Runners than become triathletes may discover that they lose some of the quality of their runs as they diversify their training.
They must remember that by the time they get to the running portion of the race their muscles have tired and they may shuffle more as they run. This is okay. As long as they keep moving toward the finish line they are doing fine.
Health and Hydration for Marathon or Triathlon
When doing any extended exercise a lot of moisture gets released from the body and it is important to stay hydrated for the event in order to prevent illness or injury.
Even a slight level of hydration can cause excess fatigue at a time when it is needed the most. Dehydration can also contribute to muscle cramps.
Those racing in warmer weather will need even more fluids than those who have a cooler race day.
As part of the training process athletes should increase their liquid intake both by drinking more beverages and eating water-containing foods, such as fruits and vegetables.
It is important to be careful about drinking alcohol, soda, or coffee as it may cause the body to lose more water rather than retain it.
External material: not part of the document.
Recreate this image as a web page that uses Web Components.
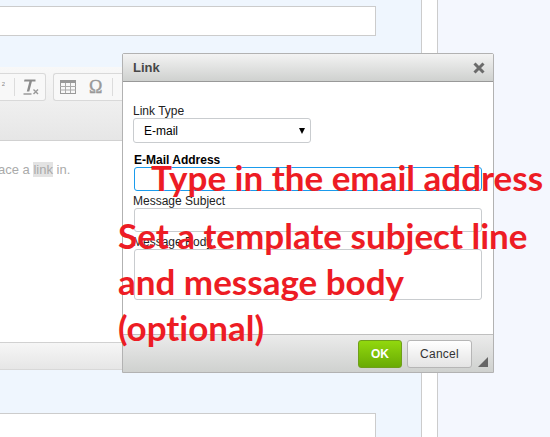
<!DOCTYPE html>
<html lang="en">
<head>
<meta charset="utf-8">
<title>Link dialog</title>
<style>
html, body { margin: 0; height: 100%; overflow: hidden; background: #f4f7fe; }
body { font: 12px "Liberation Sans", Arial, sans-serif; }
</style>
</head>
<body>
<page-shell>
    <text-box slot="main" style="height:28px"></text-box>
    <cke-editor slot="main"></cke-editor>
    <text-box slot="main" style="height:40px;margin-top:43px"></text-box>
    <link-dialog slot="over">
        <dialog-field label="Link Type" kind="select" value="E-mail" style="margin-top:22px"></dialog-field>
        <dialog-field label="E-Mail Address" kind="focus" bold style="margin-top:10px"></dialog-field>
        <dialog-field label="Message Subject" kind="input" style="margin-top:3px"></dialog-field>
        <dialog-field label="Message Body" kind="area" style="margin-top:3px"></dialog-field>
    </link-dialog>
    <call-out slot="over" style="left:151px;top:154px">Type in the email address</call-out>
    <call-out slot="over" style="left:118px;top:212px">Set a template subject line<br>and message body<br>(optional)</call-out>
</page-shell>

<script>
class PageShell extends HTMLElement {
    constructor() {
        super();
        this.attachShadow({ mode: 'open' });
        this.shadowRoot.innerHTML = `
        <style>
        :host { display: flex; position: relative; width: 550px; height: 437px; overflow: hidden; }
        .main {
            width: 421px;
            box-sizing: content-box;
            padding-top: 6px;
            background: #eff6fe;
            border-right: 1px solid #ccc;
        }
        .gutter { width: 15px; background: #fff; border-right: 1px solid #ccc; }
        .rest { flex: 1; background: #f4f7fe; }
        </style>
        <div class="main"><slot name="main"></slot></div>
        <div class="gutter"></div>
        <div class="rest"></div>
        <slot name="over"></slot>
        `
    }
}

class TextBox extends HTMLElement {
    constructor() {
        super();
        this.attachShadow({ mode: 'open' });
        this.shadowRoot.innerHTML = `
        <style>
        :host {
            display: block;
            width: 375px;
            background: #fff;
            border: 1px solid #ccc;
            border-left: 0;
        }
        </style>
        `
    }
}

class CkeEditor extends HTMLElement {
    constructor() {
        super();
        this.attachShadow({ mode: 'open' });
        this.shadowRoot.innerHTML = `
        <style>
        :host {
            display: flex;
            flex-direction: column;
            height: 303px;
            margin-top: 31px;
            background: #fff;
            color: #aaa;
        }
        .toolbar {
            height: 74px;
            box-sizing: border-box;
            padding-top: 6px;
            display: flex;
            gap: 7px;
            align-items: flex-start;
            background: linear-gradient(#f8f8f8, #e6e6e6);
            border-bottom: 1px solid #d1d1d1;
        }
        .group {
            height: 26px;
            display: flex;
            align-items: center;
            background: #f8f8f8;
            border: 1px solid #d9d9d9;
            border-radius: 3px;
        }
        .first { width: 45px; border-left: 0; border-radius: 0 3px 3px 0; box-sizing: content-box; }
        .second { flex: 1; border-right: 0; border-radius: 3px 0 0 3px; }
        .sep { width: 1px; height: 18px; background: #dcdcdc; }
        .sup { font-size: 6px; color: #888; margin-top: -7px; }
        svg { display: block; }
        .content { flex: 1; padding: 21px 0 0; font-size: 13px; white-space: nowrap; }
        .content span { margin-left: -2px; }
        mark { background: #e3e3e3; color: #aaa; }
        .foot {
            height: 26px;
            background: linear-gradient(#f6f6f6, #e6e6e6);
            border-top: 1px solid #d1d1d1;
            border-bottom: 1px solid #d8d8d8;
        }
        </style>
        <div class="toolbar">
            <div class="group first">
                <span class="sup" style="text-align:right;width:5px;overflow:hidden">2</span>
                <span style="width:9px"></span>
                <div class="sep"></div>
                <svg width="30" height="20" viewBox="0 0 30 20" style="flex:none">
                    <path d="M9.5 2.5h11v2h-3.6l-2.6 10h-2.5l2.6-10H9z" fill="#8c8c8c"/>
                    <path d="M8.5 17h8" stroke="#8c8c8c" stroke-width="1.3"/>
                    <path d="M18.5 12.5l4.5 4.5m0-4.5l-4.5 4.5" stroke="#999" stroke-width="1.4"/>
                </svg>
            </div>
            <div class="group second">
                <svg width="16" height="14" viewBox="0 0 16 14" style="margin-left:6px" fill="none">
                    <rect x=".5" y=".5" width="15" height="13" stroke="#999"/>
                    <rect x="0" y="0" width="16" height="3" fill="#999"/>
                    <path d="M5.5 3v10M10.5 3v10M0 6.5h16M0 10h16" stroke="#aaa"/>
                </svg>
                <span style="font:18px 'Liberation Serif',serif;color:#999;margin-left:13px;width:14px;-webkit-text-stroke:.4px #999">Ω</span>
                <span style="width:9px"></span>
                <div class="sep"></div>
                <svg width="5" height="12" viewBox="0 0 5 12" style="margin-left:9px" fill="none"><path d="M4 2a3 4 0 0 0 0 8" stroke="#999" stroke-width="1.5"/></svg>
            </div>
        </div>
        <div class="content"><span>ace a <mark>link</mark> in.</span></div>
        <div class="foot"></div>
        `
    }
}

class LinkDialog extends HTMLElement {
    constructor() {
        super();
        this.attachShadow({ mode: 'open' });
        this.shadowRoot.innerHTML = `
        <style>
        :host {
            position: absolute;
            left: 122px;
            top: 53px;
            width: 370px;
            height: 318px;
            display: flex;
            flex-direction: column;
            background: #fff;
            border: 1px solid #b2b2b2;
            border-radius: 2px 2px 0 0;
            color: #222;
        }
        header {
            height: 27px;
            display: flex;
            align-items: center;
            justify-content: space-between;
            padding: 0 8px 0 10px;
            background: linear-gradient(#f3f3f3, #cfd1cf);
            border-bottom: 1px solid #999;
            font-weight: bold;
            font-size: 13px;
            color: #474747;
        }
        .body { flex: 1; padding: 0 11px 0 10px; }
        footer {
            height: 38px;
            display: flex;
            gap: 5px;
            padding: 5px 20px 0 235px;
            box-sizing: border-box;
            background: linear-gradient(#ebebeb, #cfd1cf);
            border-top: 1px solid #bfbfbf;
            position: relative;
        }
        button {
            height: 28px;
            padding: 0;
            font: 12px "Liberation Sans", Arial, sans-serif;
            border-radius: 3px;
        }
        .ok {
            width: 44px;
            color: #fff;
            font-weight: bold;
            background: linear-gradient(#92d80e, #69ab04);
            border: 1px solid #6f9f1a;
        }
        .cancel {
            width: 65px;
            color: #333;
            letter-spacing: .25px;
            background: linear-gradient(#fff, #e4e4e4);
            border: 1px solid #b6b6b6;
        }
        .grip { position: absolute; right: 5px; bottom: 5px; }
        </style>
        <header>
            <span>Link</span>
            <svg width="12" height="12" viewBox="0 0 12 12"><path d="M1.5 1.5l9 9M10.5 1.5l-9 9" stroke="#6b6b6b" stroke-width="3"/></svg>
        </header>
        <div class="body"><slot></slot></div>
        <footer>
            <button class="ok">OK</button>
            <button class="cancel">Cancel</button>
            <svg class="grip" width="10" height="10" viewBox="0 0 10 10"><path d="M10 0v10H0z" fill="#666"/></svg>
        </footer>
        `
    }
}

class DialogField extends HTMLElement {
    constructor() {
        super();
        this.attachShadow({ mode: 'open' });
        this.shadowRoot.innerHTML = `
        <style>
        :host { display: block; color: #222; }
        label { display: block; height: 14px; line-height: 14px; }
        :host([bold]) label { font-weight: bold; color: #000; margin-left: 1px; }
        .box {
            box-sizing: border-box;
            margin-left: 1px;
            width: 348px;
            background: #fff;
            border: 1px solid #c9cccf;
            border-radius: 3px;
        }
        .select {
            margin-left: 0;
            width: 178px;
            height: 25px;
            display: flex;
            align-items: center;
            justify-content: space-between;
            padding: 0 5px 0 10px;
            color: #000;
        }
        .select i { border: 3.5px solid transparent; border-top: 6px solid #000; border-bottom: 0; }
        .focus { height: 24px; border-color: #1a9bec; }
        .input { height: 24px; }
        .area { height: 51px; }
        </style>
        <label></label>
        <div class="box"></div>
        `
    }

    connectedCallback() {
        const box = this.shadowRoot.querySelector('.box')
        this.shadowRoot.querySelector('label').textContent = this.getAttribute('label')
        box.classList.add(this.getAttribute('kind'))
        if(this.getAttribute('kind') === 'select') {
            box.innerHTML = `<span>${this.getAttribute('value')}</span><i></i>`
        }
    }
}

class CallOut extends HTMLElement {
    constructor() {
        super();
        this.attachShadow({ mode: 'open' });
        this.shadowRoot.innerHTML = `
        <style>
        :host {
            position: absolute;
            white-space: nowrap;
            font: bold 35px/46px Lato, "Open Sans", sans-serif;
            font-variant-ligatures: none;
            color: #ed1c24;
        }
        </style>
        <slot></slot>
        `
    }
}

customElements.define('page-shell', PageShell);
customElements.define('text-box', TextBox);
customElements.define('cke-editor', CkeEditor);
customElements.define('link-dialog', LinkDialog);
customElements.define('dialog-field', DialogField);
customElements.define('call-out', CallOut);
</script>
</body>
</html>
It’s recommended that those who plan to participate in a triathlon drink one ounce of fluid for each ten pounds of body weight beginning four hours before the event. It is important to stick with beverages that are familiar so that no unforeseen reactions occur during the race.
Sports drinks are a popular choice for hydration because they contain electrolytes and carbohydrates as well as replenishing fluids. both a marathon and a triathlon are ambitious events, and anyone who participates should be proud of their accomplishment.